An Efficient Gradient Projection Method for Structural Topology Optimization

TL;DR

This paper introduces a fast gradient projection method for structural topology optimization, improving efficiency through heuristic constraints handling, analytical projection approximation, and simplified search steps, validated on benchmark problems.

Contribution

It develops a novel gradient projection approach tailored for nonlinear topology optimization with efficient constraint handling and computational simplifications.

Findings

Effective on benchmark problems like MBB and 3D cantilever beam

Reduced computational costs through analytical projection approximation

Open-source MATLAB implementation available for educational use

Abstract

This paper presents an efficient gradient projection-based method for structural topological optimization problems characterized by a nonlinear objective function which is minimized over a feasible region defined by bilateral bounds and a single linear equality constraint.
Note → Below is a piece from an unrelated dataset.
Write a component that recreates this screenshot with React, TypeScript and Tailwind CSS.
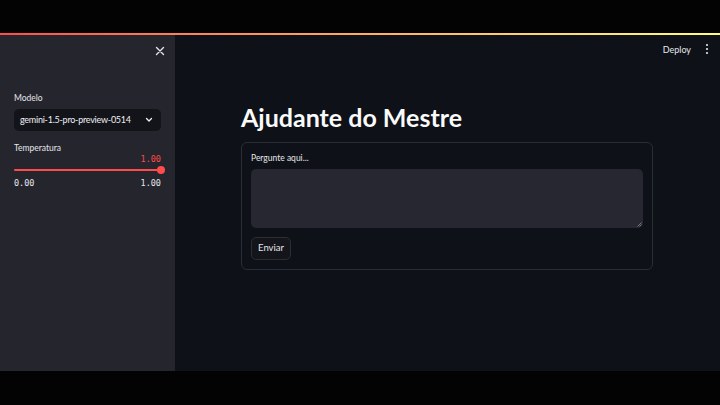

The specialty of the constraints type, as well as heuristic engineering experiences are exploited to improve the scaling scheme, projection, and searching step. In detail, gradient clipping and a modified projection of searching direction under certain condition are utilized to facilitate the efficiency of the proposed method. Besides, an analytical solution is proposed to approximate this projection with negligible computation and memory costs. Furthermore, the calculation of searching steps is largely simplified. Benchmark problems, including the MBB, the force inverter mechanism, and the 3D cantilever beam are used to validate the effectiveness of the method. The proposed method is implemented in MATLAB which is open-sourced for educational usage.